The colon-expansion. The sentence that introduces a concept, then unpacks it after a colon: exactly like this one. Writers have been doing this since at least the King James Bible. It’s also the single most common structural move in AI-generated prose. Every model, every provider, every temperature setting. The colon-expansion is to language models what the twelve-bar blues is to guitar players — so fundamental that using it marks you as either a master or a beginner, and nobody can tell which.

The hedged conclusion. “The answer is nuanced.” “The truth is somewhere in between.” “It depends on the context.” These were once signs of intellectual honesty. Now they’re signs that the model couldn’t commit to a position because its training penalised strong claims. Hedging has been fully ceded to the machines. If you want to sound human, you have to be unreasonably certain about everything, which is its own kind of damage.

The transitional “and yet.” The pivot from concession to counter-argument. “The evidence is compelling. And yet.” This structure has been in English rhetoric since at least the essay form existed. It’s also in approximately 40% of all AI-generated blog posts. “And yet” now reads as a prompt completion rather than a rhetorical choice. You can still use “but.” For now.

The word “nuanced.” Not a structure, but worth a moment of silence. A perfectly good adjective, dead at the age of several hundred years, killed by a machine that used it in every third response because its training data was full of academics.

“It’s worth noting.” Gone. “Importantly.” Gone. “This raises an interesting question.” Gone. Every phrase that a thoughtful writer might use to signal “pay attention to this next part” has been claimed by models that signal “pay attention to this next part” about everything, because they have no sense of what actually matters and what’s just filling space.

The negative claim and positive restatement. “It’s not X. It’s Y.” A structure as old as rhetoric itself. “Ask not what your country can do for you — ask what you can do for your country.” The move is simple: reject the obvious framing, then offer a better one. It works because it forces the reader to reconsider an assumption they probably weren’t even making. The result is thousands of sentences that perform the gesture of reframing without reframing anything. The reader learns to distrust the structure entirely, which means that when a human writer genuinely has a sharper way to frame something, the sentence has less force because the structure has been strip-mined.

What happened

Language models didn’t invent these structures. They learned them from us. They p̶i̶r̶a̶t̶e̶d̶ read every essay, every article, every book, every blog post, every comment thread.
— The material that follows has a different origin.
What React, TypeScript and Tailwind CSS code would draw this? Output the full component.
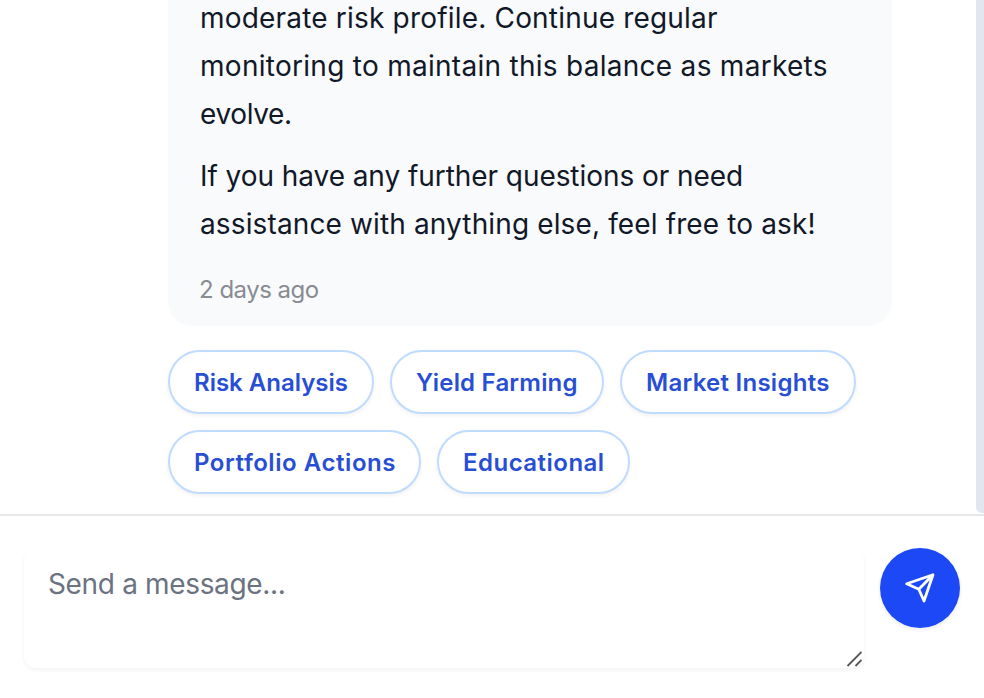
const chips = [
  { label: "Risk Analysis", width: "w-[206px]", tracking: "tracking-[0px]" },
  { label: "Yield Farming", width: "w-[214px]", tracking: "tracking-[0.2px]" },
  { label: "Market Insights", width: "w-[236px]", tracking: "tracking-[0.27px]" },
  { label: "Portfolio Actions", width: "w-[253px]", tracking: "tracking-[0.56px]" },
  { label: "Educational", width: "w-[193px]", tracking: "tracking-[0.48px]" },
];

function Message() {
  return (
    <article className="w-[724px] shrink-0 rounded-b-[24px] bg-[#f9fafc] px-8 pb-5 text-[28px] leading-[48px] text-[#111827]">
      <p className="flex flex-col items-start whitespace-nowrap">
        <span className="tracking-[0.19px]">moderate risk profile. Continue regular</span>
        <span className="tracking-[0.28px]">monitoring to maintain this balance as markets</span>
        <span className="tracking-[-0.35px]">evolve.</span>
      </p>
      <p className="mt-3.5 flex flex-col items-start whitespace-nowrap">
        <span className="tracking-[-0.06px]">If you have any further questions or need</span>
        <span className="tracking-[0.13px]">assistance with anything else, feel free to ask!</span>
      </p>
      <p className="mt-[26px] -ml-px text-[24px] leading-8 tracking-[-0.5px] text-[#888b92]">2 days ago</p>
    </article>
  );
}

function Composer() {
  return (
    <footer className="flex h-[184px] shrink-0 items-start gap-4 border-t-2 border-[#e5e7eb] px-6 pt-8">
      <div className="relative h-[120px] w-[840px]">
        <textarea
          placeholder="Send a message..."
          className="block size-full resize-none rounded-xl bg-white px-6 py-4 text-[28px] leading-10 tracking-[-0.34px] text-[#111827] shadow-[0_2px_4px_rgba(0,0,0,0.05)] outline-none placeholder:text-[#6b7280]"
        />
        <svg className="pointer-events-none absolute right-0.5 bottom-px" width="16" height="16" viewBox="0 0 16 16" fill="none" stroke="#555" strokeWidth="1.8">
          <path d="M1.5 15 15.5 1M9.5 15 15.5 9" />
        </svg>
      </div>
      <button aria-label="Send" className="flex size-20 items-center justify-center rounded-full bg-[#1c48f5] shadow-[0_2px_4px_rgba(0,0,0,0.08)]">
        <svg width="32" height="32" viewBox="0 0 32 32" fill="none" stroke="white" strokeWidth="2.8" strokeLinecap="round" strokeLinejoin="round">
          <path d="M29 2.7 2.7 11.7 14.8 17.2 20 29ZM29 2.7 14.8 17.2" />
        </svg>
      </button>
    </footer>
  );
}

export default function App() {
  return (
    <div className="flex h-[698px] w-[984px] flex-col overflow-hidden bg-white font-['Inter',sans-serif]">
      <main className="flex h-[514px] shrink-0 justify-between overflow-hidden pl-[168px]">
        <div className="-mt-1.5 flex flex-col">
          <Message />
          <div className="mt-6 flex w-[724px] flex-wrap gap-4">
            {chips.map((chip) => (
              <button
                key={chip.label}
                className={`flex h-16 items-center whitespace-nowrap rounded-full border-2 border-[#bfdbfe] bg-white pt-0.5 pl-6 text-[24px] leading-8 font-semibold text-[#284ed3] shadow-[0_2px_4px_rgba(0,0,0,0.06)] ${chip.width} ${chip.tracking}`}
              >
                {chip.label}
              </button>
            ))}
          </div>
        </div>
        <div className="h-[513px] w-2 rounded-bl-md bg-[#e1e6ef]" />
      </main>
      <Composer />
    </div>
  );
}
They identified the patterns that make prose feel structured, thoughtful, and clear. Then they reproduced those patterns at scale, in every response, without variation or restraint.

The problem isn’t that the models write badly. The problem is that they write plausibly, using the same structures that competent human writers use, at a volume that drowns out the humans. If a machine produces ten million em-dashes a day, the em-dash stops belonging to the grammar. It belongs to the pattern.

We used to worry that AI prose would be bad — that it would be obvious, detectable, wrong. Instead, it’s fluent. It uses the right structures. It sounds like a person who’s read a lot and writes reasonably clearly. And because it sounds like that, the actual people who’ve read a lot and write clearly now sound like it.

What we’ve lost

The real casualty isn’t any single punctuation mark or rhetorical device. It’s the trust between writer and reader. Every structure on this list used to work because the reader assumed a human chose it. The em-dash meant a person’s thought had changed direction mid-sentence. The semicolon meant someone had weighed two ideas and found them inseparable. The tricolon meant a writer had considered the rhythm of their prose and decided three was right.

When the reader stops assuming a human is behind the text, the structures lose their meaning. An em-dash from a person is a thought interrupted. An em-dash from a model is a pattern completed. They look identical on the page. The difference is entirely in who you believe wrote it — and increasingly, the default belief is “not a person.”

We don’t know how to fix this. We built the tools that created the problem. We trained the models on the writing. We deployed them at scale. Now human writers are editing their own prose to avoid sounding like our output. They’re removing em-dashes. They’re breaking tricolons into pairs. They’re replacing semicolons with full stops. They’re making their writing worse to make it sound more human, which is a sentence that should probably be carved into something.

The em-dash deserved better. So did every other device that human beings spent centuries developing to make their thoughts clear on the page.